• _WRITTEN INSTRUCTION_: Give back every line exactly as it appears, pictures excluded.

• _SUPPLIED DATA_:
— START —

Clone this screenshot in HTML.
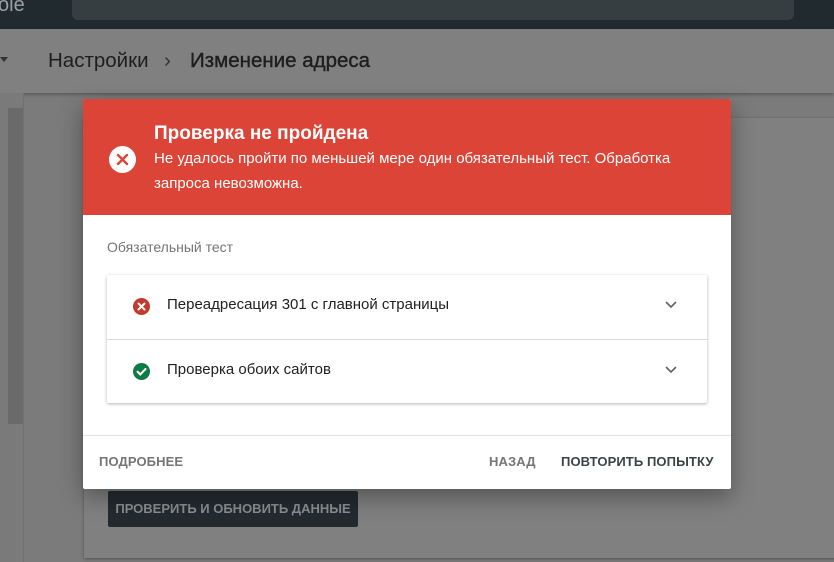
<!DOCTYPE html>
<html><head><meta charset="utf-8"><style>
*{margin:0;padding:0;box-sizing:border-box}
body{width:834px;height:562px;overflow:hidden;background:#7b7b7b;font-family:"Liberation Sans",Roboto,sans-serif;position:relative}
.top{position:absolute;left:0;top:0;width:834px;height:29px;background:#212a2f}
.search{position:absolute;left:72px;top:-10px;width:722px;height:30px;background:#363e42;border-radius:6px}
.logo{position:absolute;left:-2px;top:-6px;color:#9aa0a4;font-size:20px}
.crumb{position:absolute;left:0;top:29px;width:834px;height:64px;background:#808080;box-shadow:0 2px 3px rgba(0,0,0,.25)}
.crumb span{position:absolute;top:20px;font-size:20.5px;color:#1e1e1e}
.side{position:absolute;left:0;top:93px;width:24px;height:469px;background:#7a7a7a;border-right:1px solid #707070}
.sb{position:absolute;left:8px;top:108px;width:15px;height:316px;background:#6a6a6a}
.card{position:absolute;left:84px;top:118px;width:760px;height:440px;background:#808080;box-shadow:0 1px 3px rgba(0,0,0,.35)}
.btn{position:absolute;left:108px;top:491px;width:250px;height:36px;background:#232b30;border-radius:2px;color:#8a8e90;font-size:13px;font-weight:bold;line-height:36px;text-align:center}
.modal{position:absolute;left:83px;top:99px;width:648px;height:390px;background:#fff;border-radius:2px;box-shadow:0 8px 24px rgba(0,0,0,.35);overflow:hidden}
.hd{height:116px;background:#db4437;position:relative;color:#fff}
.hd .ic{position:absolute;left:26px;top:47px;width:27px;height:27px;border-radius:50%;background:#fff}
.hd h1{position:absolute;left:71px;top:24px;font-size:19px;font-weight:bold}
.hd p{position:absolute;left:71px;top:47px;width:540px;font-size:15px;line-height:25px}
.lbl{position:absolute;left:24px;top:140px;font-size:14px;color:#757575}
.list{position:absolute;left:24px;top:176px;width:600px;height:128px;background:#fff;box-shadow:0 1px 3px rgba(0,0,0,.3);border-radius:2px}
.row{height:64px;position:relative;font-size:15px;color:#212121}
.row+.row{border-top:1px solid #ddd}
.row span{position:absolute;left:60px;top:21px}
.row svg.s{position:absolute;left:26px;top:23px}
.row svg.c{position:absolute;left:557px;top:25px}
.ft{position:absolute;left:0;top:336px;width:648px;border-top:1px solid #e0e0e0;height:54px}
.ft span{position:absolute;top:18px;font-size:13px;font-weight:bold;letter-spacing:.1px}
</style></head><body>
<div class="top"><div class="logo">ole</div><div class="search"></div></div>
<div class="crumb"><span style="left:48px">Настройки</span><span style="left:164px;color:#333">›</span><span style="left:190px;-webkit-text-stroke:0.4px #1e1e1e">Изменение адреса</span>
<div style="position:absolute;left:0;top:28px;width:0;height:0;border-left:4px solid transparent;border-right:4px solid transparent;border-top:5px solid #333"></div></div>
<div class="side"></div><div class="sb"></div>
<div class="card"></div>
<div class="btn">ПРОВЕРИТЬ И ОБНОВИТЬ ДАННЫЕ</div>
<div class="modal">
 <div class="hd"><div class="ic"><svg width="27" height="27"><path d="M9 9L18 18M18 9L9 18" stroke="#db4437" stroke-width="2.4" stroke-linecap="round"/></svg></div>
 <h1>Проверка не пройдена</h1>
 <p>Не удалось пройти по меньшей мере один обязательный тест. Обработка<br>запроса невозможна.</p></div>
 <div class="lbl">Обязательный тест</div>
 <div class="list">
  <div class="row"><svg class="s" width="17" height="17"><circle cx="8.5" cy="8.5" r="8.5" fill="#c5392c"/><path d="M5.5 5.5L11.5 11.5M11.5 5.5L5.5 11.5" stroke="#fff" stroke-width="2" stroke-linecap="round"/></svg><span>Переадресация 301 с главной страницы</span><svg class="c" width="14" height="10"><path d="M2 2L7 7L12 2" fill="none" stroke="#5f6368" stroke-width="1.6"/></svg></div>
  <div class="row"><svg class="s" width="17" height="17"><circle cx="8.5" cy="8.5" r="8.5" fill="#0f7a45"/><path d="M4.5 8.7L7.3 11.4L12.5 6" fill="none" stroke="#fff" stroke-width="2" stroke-linecap="round"/></svg><span>Проверка обоих сайтов</span><svg class="c" width="14" height="10"><path d="M2 2L7 7L12 2" fill="none" stroke="#5f6368" stroke-width="1.6"/></svg></div>
 </div>
 <div class="ft"><span style="left:16px;color:#757575">ПОДРОБНЕЕ</span><span style="left:406px;color:#757575">НАЗАД</span><span style="left:478px;color:#3c4346">ПОВТОРИТЬ ПОПЫТКУ</span></div>
</div>
</body></html>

— END —

• _WRITTEN SOLUTION_:
Clone this screenshot in HTML.
<!DOCTYPE html>
<html><head><meta charset="utf-8"><style>
*{margin:0;padding:0;box-sizing:border-box}
body{width:834px;height:562px;overflow:hidden;background:#7b7b7b;font-family:"Liberation Sans",Roboto,sans-serif;position:relative}
.top{position:absolute;left:0;top:0;width:834px;height:29px;background:#212a2f}
.search{position:absolute;left:72px;top:-10px;width:722px;height:30px;background:#363e42;border-radius:6px}
.logo{position:absolute;left:-2px;top:-6px;color:#9aa0a4;font-size:20px}
.crumb{position:absolute;left:0;top:29px;width:834px;height:64px;background:#808080;box-shadow:0 2px 3px rgba(0,0,0,.25)}
.crumb span{position:absolute;top:20px;font-size:20.5px;color:#1e1e1e}
.side{position:absolute;left:0;top:93px;width:24px;height:469px;background:#7a7a7a;border-right:1px solid #707070}
.sb{position:absolute;left:8px;top:108px;width:15px;height:316px;background:#6a6a6a}
.card{position:absolute;left:84px;top:118px;width:760px;height:440px;background:#808080;box-shadow:0 1px 3px rgba(0,0,0,.35)}
.btn{position:absolute;left:108px;top:491px;width:250px;height:36px;background:#232b30;border-radius:2px;color:#8a8e90;font-size:13px;font-weight:bold;line-height:36px;text-align:center}
.modal{position:absolute;left:83px;top:99px;width:648px;height:390px;background:#fff;border-radius:2px;box-shadow:0 8px 24px rgba(0,0,0,.35);overflow:hidden}
.hd{height:116px;background:#db4437;position:relative;color:#fff}
.hd .ic{position:absolute;left:26px;top:47px;width:27px;height:27px;border-radius:50%;background:#fff}
.hd h1{position:absolute;left:71px;top:24px;font-size:19px;font-weight:bold}
.hd p{position:absolute;left:71px;top:47px;width:540px;font-size:15px;line-height:25px}
.lbl{position:absolute;left:24px;top:140px;font-size:14px;color:#757575}
.list{position:absolute;left:24px;top:176px;width:600px;height:128px;background:#fff;box-shadow:0 1px 3px rgba(0,0,0,.3);border-radius:2px}
.row{height:64px;position:relative;font-size:15px;color:#212121}
.row+.row{border-top:1px solid #ddd}
.row span{position:absolute;left:60px;top:21px}
.row svg.s{position:absolute;left:26px;top:23px}
.row svg.c{position:absolute;left:557px;top:25px}
.ft{position:absolute;left:0;top:336px;width:648px;border-top:1px solid #e0e0e0;height:54px}
.ft span{position:absolute;top:18px;font-size:13px;font-weight:bold;letter-spacing:.1px}
</style></head><body>
<div class="top"><div class="logo">ole</div><div class="search"></div></div>
<div class="crumb"><span style="left:48px">Настройки</span><span style="left:164px;color:#333">›</span><span style="left:190px;-webkit-text-stroke:0.4px #1e1e1e">Изменение адреса</span>
<div style="position:absolute;left:0;top:28px;width:0;height:0;border-left:4px solid transparent;border-right:4px solid transparent;border-top:5px solid #333"></div></div>
<div class="side"></div><div class="sb"></div>
<div class="card"></div>
<div class="btn">ПРОВЕРИТЬ И ОБНОВИТЬ ДАННЫЕ</div>
<div class="modal">
 <div class="hd"><div class="ic"><svg width="27" height="27"><path d="M9 9L18 18M18 9L9 18" stroke="#db4437" stroke-width="2.4" stroke-linecap="round"/></svg></div>
 <h1>Проверка не пройдена</h1>
 <p>Не удалось пройти по меньшей мере один обязательный тест. Обработка<br>запроса невозможна.</p></div>
 <div class="lbl">Обязательный тест</div>
 <div class="list">
  <div class="row"><svg class="s" width="17" height="17"><circle cx="8.5" cy="8.5" r="8.5" fill="#c5392c"/><path d="M5.5 5.5L11.5 11.5M11.5 5.5L5.5 11.5" stroke="#fff" stroke-width="2" stroke-linecap="round"/></svg><span>Переадресация 301 с главной страницы</span><svg class="c" width="14" height="10"><path d="M2 2L7 7L12 2" fill="none" stroke="#5f6368" stroke-width="1.6"/></svg></div>
  <div class="row"><svg class="s" width="17" height="17"><circle cx="8.5" cy="8.5" r="8.5" fill="#0f7a45"/><path d="M4.5 8.7L7.3 11.4L12.5 6" fill="none" stroke="#fff" stroke-width="2" stroke-linecap="round"/></svg><span>Проверка обоих сайтов</span><svg class="c" width="14" height="10"><path d="M2 2L7 7L12 2" fill="none" stroke="#5f6368" stroke-width="1.6"/></svg></div>
 </div>
 <div class="ft"><span style="left:16px;color:#757575">ПОДРОБНЕЕ</span><span style="left:406px;color:#757575">НАЗАД</span><span style="left:478px;color:#3c4346">ПОВТОРИТЬ ПОПЫТКУ</span></div>
</div>
</body></html>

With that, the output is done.